Depois se esforçam tanto para entender a teimosia do Nordeste, que não se rendeu ao antipetismo nem ao bolsonarismo quando a maior parte da população do país fez uma virada eleitoral à direita populista. Transformaram em enigma o que é claro feito o dia. Há de haver várias razões para que a região tenha resistido, mas certamente é preciso considerar como variável importante a sensação altamente disseminada de que o sentimento antinordestino era parte fundamental do antipetismo.

Pensem comigo: qual a racionalidade de mudar eleitoralmente para um governo de duas faces, liberal-darwinista e ultraconservador, como o oferecido pelo antipetismo, ante a alternativa petista do reconhecimento do problema da desigualdade regional como uma questão central para o país, além de considerar as especificidades do Norte e do Nordeste? Pelo menos o PT sempre soube que havia mais Brasil a partir do vale do Jequitinhonha e ao norte de Campos, enquanto o discurso dominante vê apenas vaquinhas pouco produtivas, um desperdício de pasto e ração.

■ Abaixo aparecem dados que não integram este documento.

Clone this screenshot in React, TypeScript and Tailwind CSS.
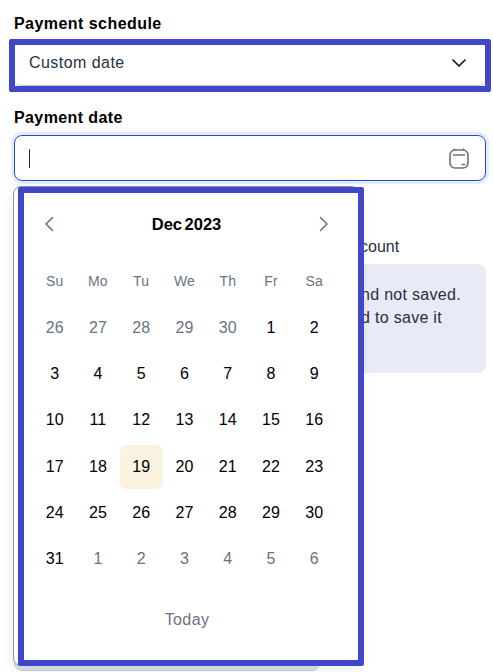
import React from "react";

const H = "border-[6px] border-[#4048c8] rounded-[2px]";
const weekdays = ["Su", "Mo", "Tu", "We", "Th", "Fr", "Sa"];
const prev = [26, 27, 28, 29, 30];
const cur = Array.from({ length: 31 }, (_, i) => i + 1);
const next = [1, 2, 3, 4, 5, 6];

function Cell({ n, muted, today }: { n: number; muted?: boolean; today?: boolean }) {
  return (
    <div
      className={`h-[44px] flex items-center justify-center text-[16px] tracking-[0.1px] rounded-[6px] ${
        muted ? "text-[#6b7280]" : "text-black"
      } ${today ? "bg-[#fbf3e0]" : ""}`}
    >
      {n}
    </div>
  );
}

export default function App() {
  return (
    <div className="relative w-[493px] h-[672px] overflow-hidden bg-white font-['Liberation_Sans',Arial,sans-serif] text-[#1f2937]">
      <div className="flex flex-col pl-[14px] pr-[7px] pt-[15px]">
        <div className="text-[16px] leading-[18px] font-bold text-black tracking-[0.45px]">Payment schedule</div>
        <div className={`mt-[6px] -mx-[5px] h-[53px] bg-white ${H}`}>
          <div className="h-full flex items-center justify-between pl-[14px] pr-[19px] pb-[4px] rounded-[6px] border-b border-[#c5c9d2]">
            <span className="text-[16px] tracking-[0.45px] text-[#27303f]">Custom date</span>
            <svg width="14" height="8" viewBox="0 0 14 8" fill="none" stroke="#111827" strokeWidth="1.7" strokeLinecap="round" strokeLinejoin="round">
              <path d="M1 1 L7 7 L13 1" />
            </svg>
          </div>
        </div>
        <div className="mt-[17px] text-[16px] leading-[18px] font-bold text-black tracking-[0.4px]">Payment date</div>
        <div className="mt-[8px] h-[46px] flex items-center justify-between pl-[14px] pr-[16px] border border-[#2546d8] rounded-[8px] ring-[3px] ring-[#e3edff]">
          <div className="w-px h-[19px] bg-[#27303f]" />
          <svg width="20" height="21" viewBox="0 0 20 21" fill="none" stroke="#6b7280" strokeWidth="1.6" strokeLinecap="round">
            <rect x="1" y="2" width="18" height="18" rx="5" />
            <path d="M4.5 7 H15.5" />
            <path d="M5.5 1 V2 M14.5 1 V2" />
            <path d="M13 16.5 H15.5" />
          </svg>
        </div>
        <div className="mt-[56px] pl-[346px] text-[16px] leading-[20px] text-[#27303f]">count</div>
        <div className="mt-[7px] h-[109px] rounded-[8px] bg-[#e8eaf8] pl-[347px] pt-[19px] text-[16px] tracking-[0.3px] leading-[23px] text-[#27303f]">
          <div>nd not saved.</div>
          <div>d to save it</div>
        </div>
      </div>

      <div className="absolute left-[14px] top-[640px] w-[306px] h-[31px] rounded-[8px] bg-[#dfe2e8] border border-[#c9ced6]" />
      <div className="absolute left-[13px] top-[186px] w-[346px] h-[480px] rounded-[8px] bg-white border border-[#8b929e] shadow-[0_4px_16px_rgba(0,0,0,0.08)]" />

      <div className={`absolute left-[18px] top-[187px] w-[346px] h-[479px] bg-white ${H} pt-[22px] pl-[9px]`}>
        <div className="w-[303px]">
          <div className="flex items-center justify-between pl-[11px] pr-[7px] h-[18px]">
            <svg width="10" height="16" viewBox="0 0 10 16" fill="none" stroke="#6b7280" strokeWidth="1.6" strokeLinecap="round" strokeLinejoin="round">
              <path d="M8.5 1.5 L2 8 L8.5 14.5" />
            </svg>
            <span className="text-[16.5px] font-bold text-black [word-spacing:-2px]">Dec 2023</span>
            <svg width="10" height="16" viewBox="0 0 10 16" fill="none" stroke="#6b7280" strokeWidth="1.6" strokeLinecap="round" strokeLinejoin="round">
              <path d="M1.5 1.5 L8 8 L1.5 14.5" />
            </svg>
          </div>
          <div className="grid grid-cols-7 mt-[38px] h-[18px] items-center text-center text-[14px] tracking-[0.2px] text-[#6b7280]">
            {weekdays.map((d) => (
              <div key={d}>{d}</div>
            ))}
          </div>
          <div className="grid grid-cols-7 gap-y-[2.2px] mt-[17px]">
            {prev.map((n) => (
              <Cell key={`p${n}`} n={n} muted />
            ))}
            {cur.map((n) => (
              <Cell key={`c${n}`} n={n} today={n === 19} />
            ))}
            {next.map((n) => (
              <Cell key={`n${n}`} n={n} muted />
            ))}
          </div>
          <div className="mt-[29px] pl-[5px] text-center text-[16px] tracking-[0.4px] leading-[20px] text-[#6b7280]">Today</div>
        </div>
      </div>
    </div>
  );
}
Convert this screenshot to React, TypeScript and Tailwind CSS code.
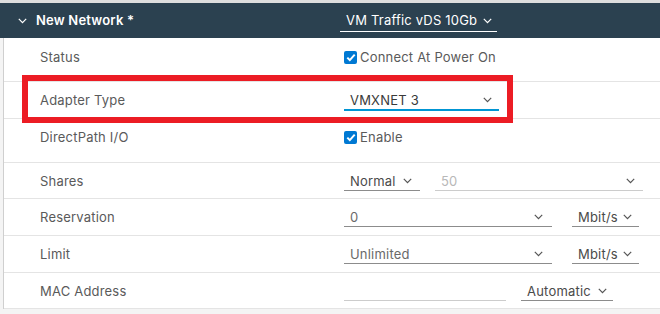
import React from "react";

const Chevron = ({ className = "" }: { className?: string }) => (
  <svg width="9" height="6" viewBox="0 0 9 6" className={className} fill="none">
    <polyline points="0.8,0.8 4.5,4.6 8.2,0.8" stroke="currentColor" strokeWidth="1.2" />
  </svg>
);

const Check = () => (
  <span className="inline-flex items-center justify-center w-[13px] h-[13px] rounded-[2px] bg-[#0079d3] mr-[3px]">
    <svg width="10" height="9" viewBox="0 0 10 9" fill="none">
      <polyline points="1.3,4.6 3.8,7.1 8.7,1.6" stroke="white" strokeWidth="2" />
    </svg>
  </span>
);

const Select = ({
  text,
  w,
  chevronClass = "",
  textClass = "text-[#4a4a4a]",
  borderClass = "border-b border-[#8c8c8c]",
  h = "h-[20px]",
}: {
  text: string;
  w: string;
  chevronClass?: string;
  textClass?: string;
  borderClass?: string;
  h?: string;
}) => (
  <div className={`${w} ${h} ${borderClass} flex items-center justify-between pl-[6px]`}>
    <span className={textClass}>{text}</span>
    <Chevron className={`text-[#555] ${chevronClass}`} />
  </div>
);

const Row = ({
  label,
  h,
  pt = "pt-[8px]",
  children,
}: {
  label: string;
  h: string;
  pt?: string;
  children?: React.ReactNode;
}) => (
  <div className={`flex ${h} ${pt} border-b border-[#e4e4e4]`}>
    <div className="w-[340px] pl-[36px] leading-[20px] text-[#5a5a5a]">{label}</div>
    <div className="flex items-start leading-[20px]">{children}</div>
  </div>
);

export default function App() {
  return (
    <div
      className="relative w-[660px] h-[314px] bg-[#f4f4f4] overflow-hidden text-[13px] tracking-[0.2px]"
      style={{ fontFamily: "Inter, 'Noto Sans', sans-serif" }}
    >
      <div className="h-[3px] bg-[#dedede]" />
      <div className="h-[35px] bg-[#2b4150] flex items-center text-white">
        <div className="w-[340px] flex items-center pl-[18px]">
          <Chevron className="text-white mr-[9px]" />
          <span className="font-semibold">New Network *</span>
        </div>
        <div className="w-[157px] h-[22px] border-b border-white flex items-center pl-[6px] mt-[1px]">
          <span>VM Traffic vDS 10Gb</span>
          <Chevron className="text-white ml-[6px]" />
        </div>
      </div>
      <div className="ml-[3px] border-l border-[#cfcfcf] bg-white">
        <Row label="Status" h="h-[44px]" pt="pt-[9px]">
          <div className="flex items-center h-[20px] text-[#5a5a5a]">
            <Check />
            <span>Connect At Power On</span>
          </div>
        </Row>
        <Row label="Adapter Type" h="h-[37px]">
          <Select
            text="VMXNET 3"
            w="w-[155px]"
            h="h-[21px]"
            borderClass="border-b-2 border-[#0095d3]"
            textClass="text-[#3a3a3a]"
            chevronClass="mr-[7px]"
          />
        </Row>
        <Row label="DirectPath I/O" h="h-[44px]">
          <div className="flex items-center h-[20px] text-[#5a5a5a]">
            <Check />
            <span>Enable</span>
          </div>
        </Row>
        <Row label="Shares" h="h-[36px]">
          <Select text="Normal" w="w-[76px]" chevronClass="mr-[8px]" />
          <div className="ml-[15px]">
            <Select
              text="50"
              w="w-[208px]"
              textClass="text-[#b8b8b8]"
              borderClass="border-b border-[#cccccc]"
              chevronClass="mr-[8px]"
            />
          </div>
        </Row>
        <Row label="Reservation" h="h-[37px]">
          <Select text="0" w="w-[208px]" textClass="text-[#6a6a6a]" chevronClass="mr-[9px]" />
          <div className="ml-[20px]">
            <Select text="Mbit/s" w="w-[67px]" chevronClass="mr-[7px]" />
          </div>
        </Row>
        <Row label="Limit" h="h-[37px]">
          <Select text="Unlimited" w="w-[208px]" textClass="text-[#6a6a6a]" chevronClass="mr-[9px]" />
          <div className="ml-[20px]">
            <Select text="Mbit/s" w="w-[67px]" chevronClass="mr-[7px]" />
          </div>
        </Row>
        <Row label="MAC Address" h="h-[36px]">
          <div className="w-[162px] h-[20px] border-b border-[#cccccc]" />
          <div className="ml-[15px]">
            <Select text="Automatic" w="w-[92px]" chevronClass="mr-[6px]" />
          </div>
        </Row>
      </div>
      <div className="absolute left-[22px] top-[75px] w-[491px] h-[48px] border-[6px] border-[#ec1c24] pointer-events-none" />
    </div>
  );
}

Quando as pessoas desconfiam que convicções como as candidamente vocalizadas por Zema —de que a desigualdade regional é um problema dos que ficaram para trás, não de todo o país; de que a pobreza é um problema dos pobres, não um problema nacional— são as ideias que movem os outros projetos de poder político, cessa o enigma do voto nordestino e nortista das últimas eleições.

Houve racionalidade quando se considerou que, sem Lula, quem já é protagonista de tudo quer ainda se tornar protagonista do resto. Zema está aí para ajudar os eleitores a se lembrar disso. Foi um belo serviço prestado.